La vida
es difícil de describir, pero lo cierto que es lo más sencillo, precioso y
doloroso que podemos tener a lo largo de nuestra existencia en este, y todos
los mundos que quiera que haya en este infinito y absurdo universo.
Sentirse
vivo es la mejor sensación del mundo. Sentirse parte de esta montaña rusa de
sensaciones, de la que solo nos preocupamos en no marearnos, en no vomitar.

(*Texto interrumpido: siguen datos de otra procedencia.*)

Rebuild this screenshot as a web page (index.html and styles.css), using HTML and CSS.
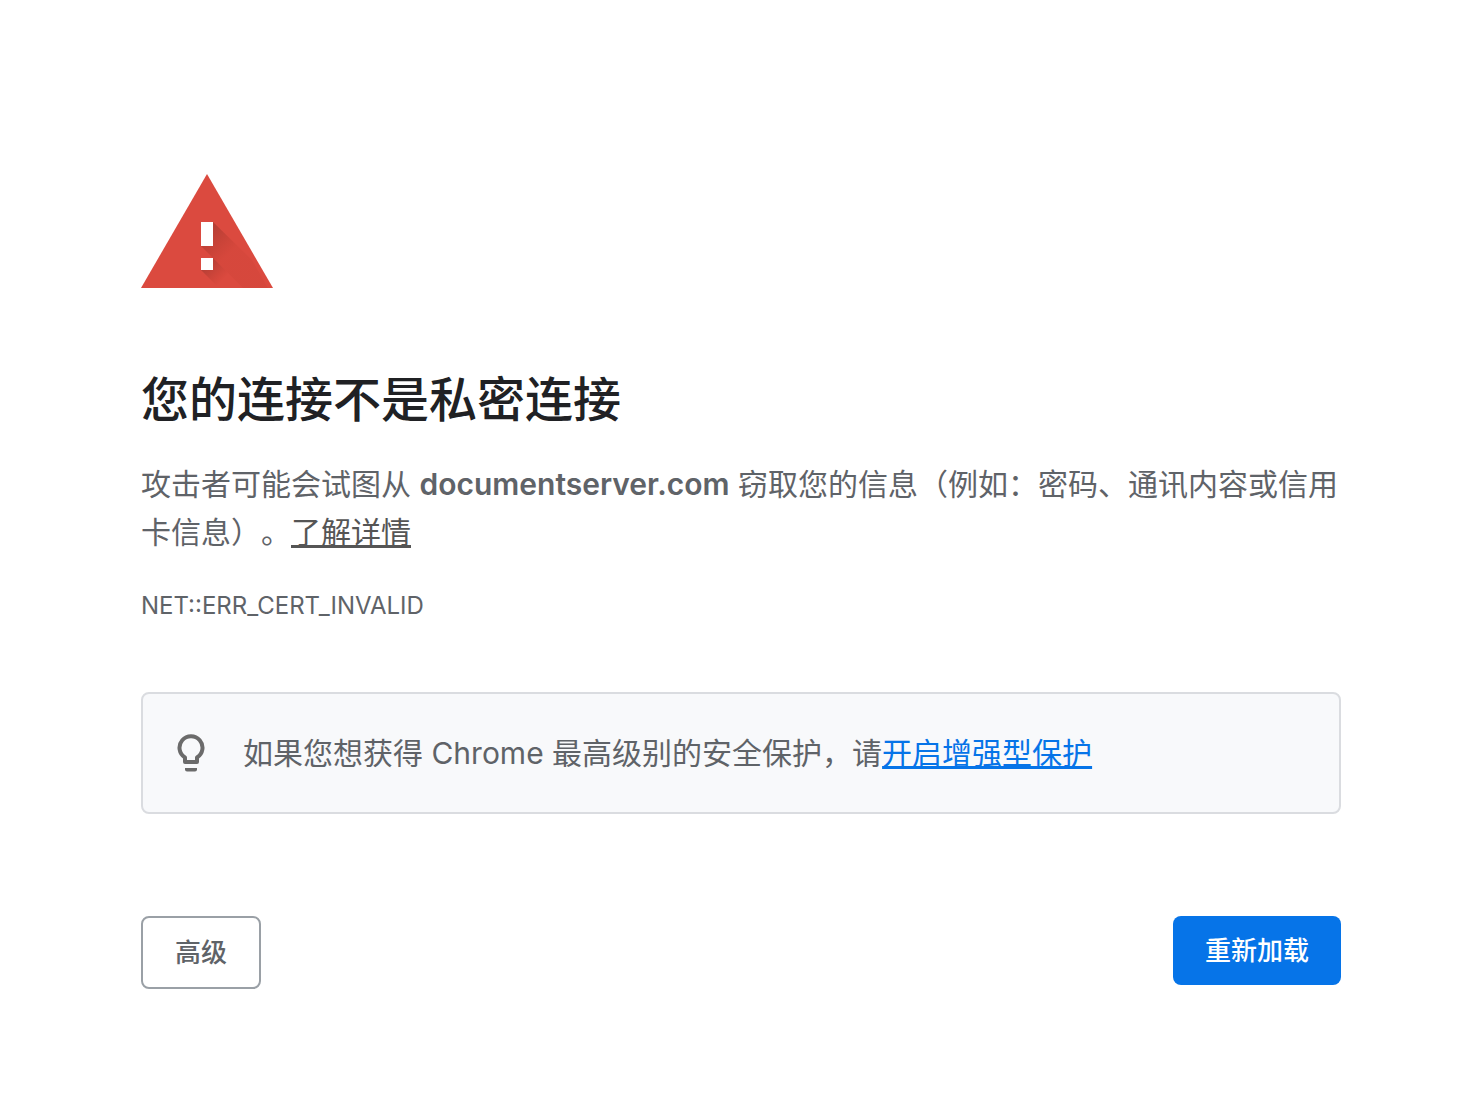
FILE: index.html
```html
<!DOCTYPE html>
<html lang="zh-CN">
<head>
  <meta charset="UTF-8" />
  <meta name="viewport" content="width=device-width, initial-scale=1.0"/>
  <title>隐私设置错误</title>
  <link rel="stylesheet" href="styles.css">
</head>
<body>
  <main class="container">
    <svg class="warning-icon" viewBox="0 0 132 114" aria-hidden="true">
      <defs>
        <linearGradient id="shade-top" gradientUnits="userSpaceOnUse" x1="66" y1="54" x2="90" y2="78">
          <stop offset="0" stop-color="#a33b32" stop-opacity=".75"/>
          <stop offset="1" stop-color="#b8382c" stop-opacity=".14"/>
        </linearGradient>
        <linearGradient id="shade-dot" gradientUnits="userSpaceOnUse" x1="66" y1="90" x2="82" y2="106">
          <stop offset="0" stop-color="#a33b32" stop-opacity=".7"/>
          <stop offset="1" stop-color="#b8382c" stop-opacity="0"/>
        </linearGradient>
      </defs>
      <path fill="#db4a3f" d="M66 0l66 114H0z"/>
      <path fill="url(#shade-top)" d="M72 48l39 38 16 28h-25L60 72z"/>
      <path fill="url(#shade-dot)" d="M72 84l30 30H78L60 96z"/>
      <path fill="#fff" d="M60 48h12v24H60zM60 84h12v12H60z"/>
    </svg>

    <h1>您的连接不是私密连接</h1>
    <p>攻击者可能会试图从 <strong>documentserver.com</strong> 窃取您的信息（例如：密码、通讯内容或信用卡信息）。<a href="#" class="learn-more">了解详情</a></p>
    <div class="error-code">NET::ERR_CERT_INVALID</div>

    <div class="promo">
      <svg class="bulb-icon" viewBox="0 0 28 38" aria-hidden="true">
        <path fill="none" stroke="#6b6b6b" stroke-width="4" stroke-linejoin="round" d="M8 28v-4.500A11.500 11.500 0 1 1 20 23.500V28z"/>
        <path fill="#6b6b6b" d="M8 34h12v1.500a2 2 0 0 1-2 2h-8a2 2 0 0 1-2-2z"/>
      </svg>
      <div>如果您想获得 Chrome 最高级别的安全保护，请<a href="#">开启增强型保护</a></div>
    </div>

    <div class="buttons">
      <button type="button" class="secondary">高级</button>
      <button type="button" class="primary">重新加载</button>
    </div>
  </main>
</body>
</html>
```

FILE: styles.css
```css
* { box-sizing: border-box; }

body {
  margin: 0;
  padding: 174px 39px 40px 41px;
  background: #fff;
  color: #5f6368;
  font-family: Inter, "Noto Sans CJK SC", sans-serif;
  font-size: 30px;
  line-height: 48px;
  text-spacing-trim: space-all;
}

.container {
  max-width: 1200px;
  margin: 0 auto;
}

.warning-icon {
  display: block;
  width: 132px;
  height: 114px;
  margin-bottom: 82px;
}

h1 {
  margin: 0 0 30px;
  color: #202124;
  font-size: 48px;
  font-weight: 500;
  line-height: 60px;
}

p {
  margin: 0 0 32px;
}

strong {
  font-weight: 600;
}

a {
  color: #0674e8;
  text-decoration-thickness: 3px;
  text-underline-offset: 2px;
  text-decoration-skip-ink: none;
}

.learn-more {
  color: #555;
}

.error-code {
  font-size: 24px;
  line-height: 36px;
}

.promo {
  display: flex;
  align-items: center;
  gap: 38px;
  margin-top: 68px;
  padding: 35px 34px;
  background: #f8f9fb;
  border: 2px solid #dadce0;
  border-radius: 8px;
}

.bulb-icon {
  flex: none;
  width: 28px;
  height: 38px;
}

.buttons {
  display: flex;
  justify-content: space-between;
  align-items: flex-start;
  margin-top: 102px;
}

button {
  padding: 16px 32px;
  border: none;
  border-radius: 8px;
  font-family: inherit;
  font-size: 26px;
  font-weight: 500;
  line-height: 37px;
  cursor: pointer;
}

.primary {
  background: #0674e8;
  color: #fff;
}

.secondary {
  background: #fff;
  border: 2px solid #9aa0a6;
  color: #5f6368;
}
```
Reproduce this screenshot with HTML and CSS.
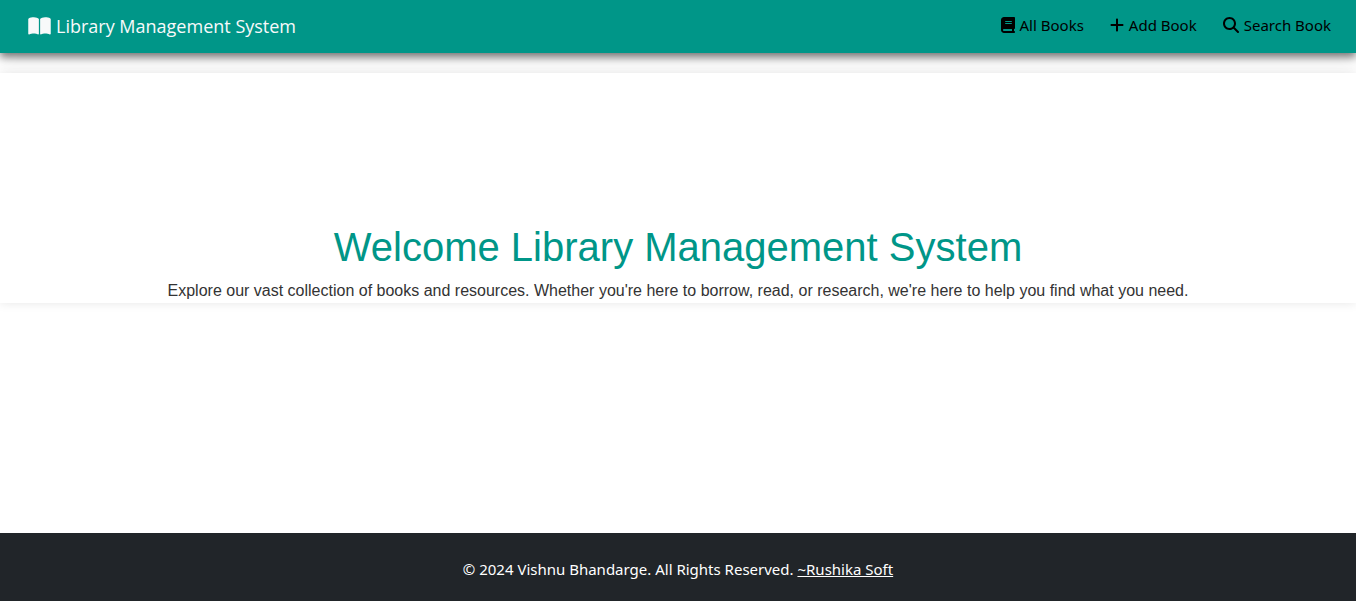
FILE: index.html
```html
<!DOCTYPE html>
<html lang="en">
<head>
<meta charset="utf-8">
<meta name="viewport" content="width=device-width, initial-scale=1">
<title>Library Management System</title>
<link rel="stylesheet" href="styles.css">
</head>
<body>
<header class="navbar">
  <a class="brand" href="#">
    <svg class="icon-brand" viewBox="0 0 576 512" aria-hidden="true"><path d="M249.600 471.500c10.800 3.800 22.400-4.100 22.400-15.500V78.600c0-4.200-1.600-8.400-5-11C247.400 52 202.400 32 144 32C93.500 32 46.300 45.300 18.100 56.100C6.800 60.500 0 71.700 0 83.800V454.100c0 11.900 12.800 20.200 24.100 16.500C55.600 460.100 105.500 448 144 448c33.900 0 79 14 105.600 23.500zm76.800 0C353 462 398.100 448 432 448c38.500 0 88.400 12.100 119.900 22.600c11.300 3.800 24.100-4.600 24.100-16.500V83.800c0-12.100-6.800-23.300-18.100-27.600C529.700 45.300 482.500 32 432 32c-58.400 0-103.400 20-123 35.600c-3.300 2.600-5 6.800-5 11V456c0 11.400 11.700 19.300 22.400 15.500z"/></svg>
    <span>Library Management System</span>
  </a>
  <nav class="menu">
    <a class="menu-link" href="#">
      <svg class="icon icon-narrow" viewBox="0 0 448 512" aria-hidden="true"><path d="M96 0C43 0 0 43 0 96V416c0 53 43 96 96 96H384h32c17.700 0 32-14.300 32-32s-14.300-32-32-32V384c17.700 0 32-14.300 32-32V32c0-17.700-14.300-32-32-32H384 96zm0 384H352v64H96c-17.700 0-32-14.300-32-32s14.300-32 32-32zm32-240c0-8.800 7.200-16 16-16H336c8.800 0 16 7.200 16 16s-7.200 16-16 16H144c-8.800 0-16-7.200-16-16zm16 48H336c8.800 0 16 7.200 16 16s-7.200 16-16 16H144c-8.800 0-16-7.200-16-16s7.200-16 16-16z"/></svg>
      <span>All Books</span>
    </a>
    <a class="menu-link" href="#">
      <svg class="icon icon-narrow" viewBox="0 0 448 512" aria-hidden="true"><path d="M256 80c0-17.700-14.300-32-32-32s-32 14.300-32 32V224H48c-17.700 0-32 14.300-32 32s14.300 32 32 32H192V432c0 17.700 14.300 32 32 32s32-14.300 32-32V288H400c17.700 0 32-14.300 32-32s-14.300-32-32-32H256V80z"/></svg>
      <span>Add Book</span>
    </a>
    <a class="menu-link" href="#">
      <svg class="icon" viewBox="0 0 512 512" aria-hidden="true"><path d="M416 208c0 45.900-14.900 88.300-40 122.700L502.600 457.400c12.500 12.500 12.500 32.800 0 45.300s-32.800 12.500-45.300 0L330.700 376c-34.400 25.200-76.800 40-122.700 40C93.100 416 0 322.900 0 208S93.100 0 208 0S416 93.100 416 208zM208 352a144 144 0 1 0 0-288 144 144 0 1 0 0 288z"/></svg>
      <span>Search Book</span>
    </a>
  </nav>
</header>
<main class="content">
  <section class="welcome">
    <h1 class="welcome-title">Welcome Library Management System</h1>
    <p class="welcome-text">Explore our vast collection of books and resources. Whether you're here to borrow, read, or research, we're here to help you find what you need.</p>
  </section>
</main>
<footer class="footer">
  <p class="footer-text">© 2024 Vishnu Bhandarge. All Rights Reserved. <a class="footer-link" href="#">~Rushika Soft</a></p>
</footer>
</body>
</html>
```
FILE: styles.css
```css
* {
  box-sizing: border-box;
}

body {
  display: flex;
  flex-direction: column;
  min-height: 100vh;
  margin: 0;
  background: #fff;
  font-family: "Segoe UI", "Noto Sans", sans-serif;
  font-size: 15px;
  line-height: 24px;
}

.navbar {
  display: flex;
  flex-wrap: wrap;
  align-items: center;
  justify-content: space-between;
  padding: 11px 25px 12px 28px;
  background: #009688;
  box-shadow: 0 4px 8px rgba(0, 0, 0, 0.5), 0 6px 20px rgba(0, 0, 0, 0.1);
}

.brand {
  display: flex;
  align-items: center;
  gap: 5px;
  color: #f8f9fa;
  font-family: "Segoe UI", "Open Sans", sans-serif;
  font-size: 18px;
  line-height: 30px;
  text-decoration: none;
}

.icon-brand {
  width: 23px;
  height: 20px;
  fill: currentColor;
}

.menu {
  display: flex;
  flex-wrap: wrap;
  gap: 26px;
  padding-bottom: 2px;
}

.menu-link {
  display: flex;
  align-items: center;
  gap: 5px;
  color: #000;
  text-decoration: none;
}

.icon {
  width: 16px;
  height: 16px;
  fill: currentColor;
}

.icon-narrow {
  width: 14px;
}

.content {
  flex: 1;
  padding-top: 20px;
}

.welcome {
  position: relative;
  padding-top: 150px;
  background: #fff;
  box-shadow: 0 0 10px rgba(0, 0, 0, 0.1);
  font-family: Arial, "Liberation Sans", sans-serif;
  text-align: center;
}

.welcome-title {
  margin: 0 0 8px;
  color: #009688;
  font-size: 40px;
  font-weight: 400;
  line-height: 48px;
}

.welcome-text {
  margin: 0;
  color: #333;
  font-size: 16px;
}

.footer {
  padding: 24px 16px 20px;
  background: #212529;
  color: #fff;
  text-align: center;
}

.footer-text {
  margin: 0;
}

.footer-link {
  color: inherit;
}
```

Como si vomitar no formase parte de la diversión de sentirse vivo.
Sentir,
a secas.
El
dolor, el amor, la esperanza, la ilusión, y la desilusión tal vez. La
confianza, las decepciones, la vida en su brutal estado de erupción, entera,
completamente entera, para ti.
Y nos
preocupamos de la gente que se va, como si nadie más volviera. De los que ya no
pueden estar, como si hubiésemos olvidado que una vez estuvieron. Como si solo pudiésemos
sentir la pena, el futuro.
Un
futuro que ciertamente, nunca llega. Jamás.
Pero nadie
se para a disfrutar plenamente de los que llegan. De las sensaciones de lo
nuevo, que nunca es igual que lo anterior. Lo pasado. Lo que ya no existe.
Nadie disfruta de los sonidos que escuchamos todos los días. Del viento
meneando el pelo o los pájaros despertándote por la mañana. O de un millón de violines
atormentándote en la cabeza mientras creamos escenas de amor que queremos vivir.
Quizás la
vida es difícil porque siempre queremos volver atrás para mejorar, por lo que
se va, por los que se van…
Pero la
única cosa certera, es que lo importante, es lo que llega. Lo que llega nuevo,
fresco, ilusionado, con ganas de volver a darte más. Más aún de todo en cuanto
ya has vivido, ya has sentido. De todo en cuanto te ha rodeado, pero de todo lo
que nunca has tenido. Porque solo tienes lo que mereces tener, y nadie merece
tener un feliz pasado sin esforzarse por un mejor presente. Y eso es la vida,
tumbarse en el césped y mirar tu presente, donde todo se ha ido, y todo ha
venido, y todo se volverá a ir para dar paso a más cosas que volverán a venir.
La felicidad de ser tú, de sentir, de estar vivo. De notar como el miedo
recorre cada poro de tu piel y la ilusión hace palpitar tú corazón casi tan
rápido como el motor de un Ferrari. A 300, 400, 500 km/h. Siempre disfrutando
de la carrera, sin pensar en hace cuánto ha empezado, ni en cuando terminará.
Todos los sentimientos a la vez, sin pararte a diferenciar. Sin querer
diferenciar. Decidido a abarcarlo todo, en este momento. Porque dentro de un
minuto es tarde. Ya no existe.
Presente.
La vida. Eso es lo importante. Las personas marcan, pero no permanecen siempre.
No pueden. Se van para dar paso a lo que viene. Y solo disfrutamos de eso
cuando diferenciamos que la vida es presente. No hay pasados preciosos y
dolorosos por las marchas, ni futuros planeados a cálculo y ciencia exacta.
Nada de eso existe. La vida no es más que aire fresco que a cada segundo entra
en tus pulmones y en milésimas se vuelve a ir. Y nunca nada, es del todo
nuestro. Jamás. Somos vida que hay que cuidar y valorar. Sin pasados ni
futuros. Sin nada más que el presente que, te hago una pregunta; ¿estás
disfrutándolo? Quizás no.
Y se
va. Y se van. Y esa es la magia de la vida. Que lo viejo, lo inservible, lo
marchito, se vaya, para dar paso a lo nuevo. Al presente. Porque el futuro no
es más que vida que llegará cuando y como ella quiera, y nunca como quieras tú.
No hay
nada que pueda hacer a todos los seres de este mundo pensar igual, nada que
pueda cambiar el mundo. Nada. Lo único para lo que estamos hechos por
naturaleza, es para sentirnos vivos con el presente, con lo nuevo. Sin nada que
atormente nuestra memoria.
Con lo
de ahora. Con el ahora.
Estamos
hechos para sentirnos vivos. Para experimentarlo todo. Todo. Pero sobre todo,
estamos hechos para vivir.
Para
vivir aquí y ahora, porque lo demás no es vida.